### TASK DESCRIPTION
Exactly repeat the material, dropping every picture from the copy.

### DATASET EXCERPT
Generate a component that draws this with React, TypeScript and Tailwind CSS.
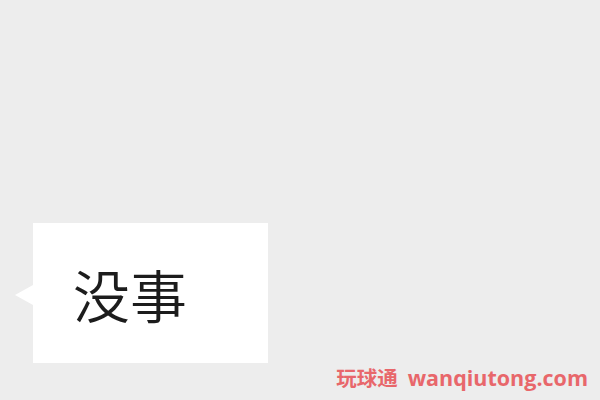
export default function App() {
  return (
    <div className="relative h-[400px] w-[600px] overflow-hidden bg-[#ededed]">
      <div className="pl-[33px] pt-[223px]">
        <div className="relative flex h-[140px] w-[235px] items-center bg-white pl-[40px]">
          <div className="absolute left-[-18px] top-[62px] h-0 w-0 border-y-[10px] border-r-[18px] border-y-transparent border-r-white" />
          <span
            className="text-[57px] font-[350] leading-none text-[#1c1c1c]"
            style={{ fontFamily: '"Noto Sans CJK SC", "Noto Sans", sans-serif' }}
          >
            没事
          </span>
        </div>
      </div>
      <div
        className="absolute bottom-[6px] right-[12px] flex items-baseline gap-[10px] text-[20.5px] font-bold text-[#e8676b]"
        style={{ fontFamily: '"Noto Sans CJK SC", "Noto Sans", sans-serif' }}
      >
        <span>玩球通</span>
        <span className="font-['Open_Sans'] text-[21.5px]">wanqiutong.com</span>
      </div>
    </div>
  );
}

### EXPECTED OUTPUT
Generate a component that draws this with React, TypeScript and Tailwind CSS.
export default function App() {
  return (
    <div className="relative h-[400px] w-[600px] overflow-hidden bg-[#ededed]">
      <div className="pl-[33px] pt-[223px]">
        <div className="relative flex h-[140px] w-[235px] items-center bg-white pl-[40px]">
          <div className="absolute left-[-18px] top-[62px] h-0 w-0 border-y-[10px] border-r-[18px] border-y-transparent border-r-white" />
          <span
            className="text-[57px] font-[350] leading-none text-[#1c1c1c]"
            style={{ fontFamily: '"Noto Sans CJK SC", "Noto Sans", sans-serif' }}
          >
            没事
          </span>
        </div>
      </div>
      <div
        className="absolute bottom-[6px] right-[12px] flex items-baseline gap-[10px] text-[20.5px] font-bold text-[#e8676b]"
        style={{ fontFamily: '"Noto Sans CJK SC", "Noto Sans", sans-serif' }}
      >
        <span>玩球通</span>
        <span className="font-['Open_Sans'] text-[21.5px]">wanqiutong.com</span>
      </div>
    </div>
  );
}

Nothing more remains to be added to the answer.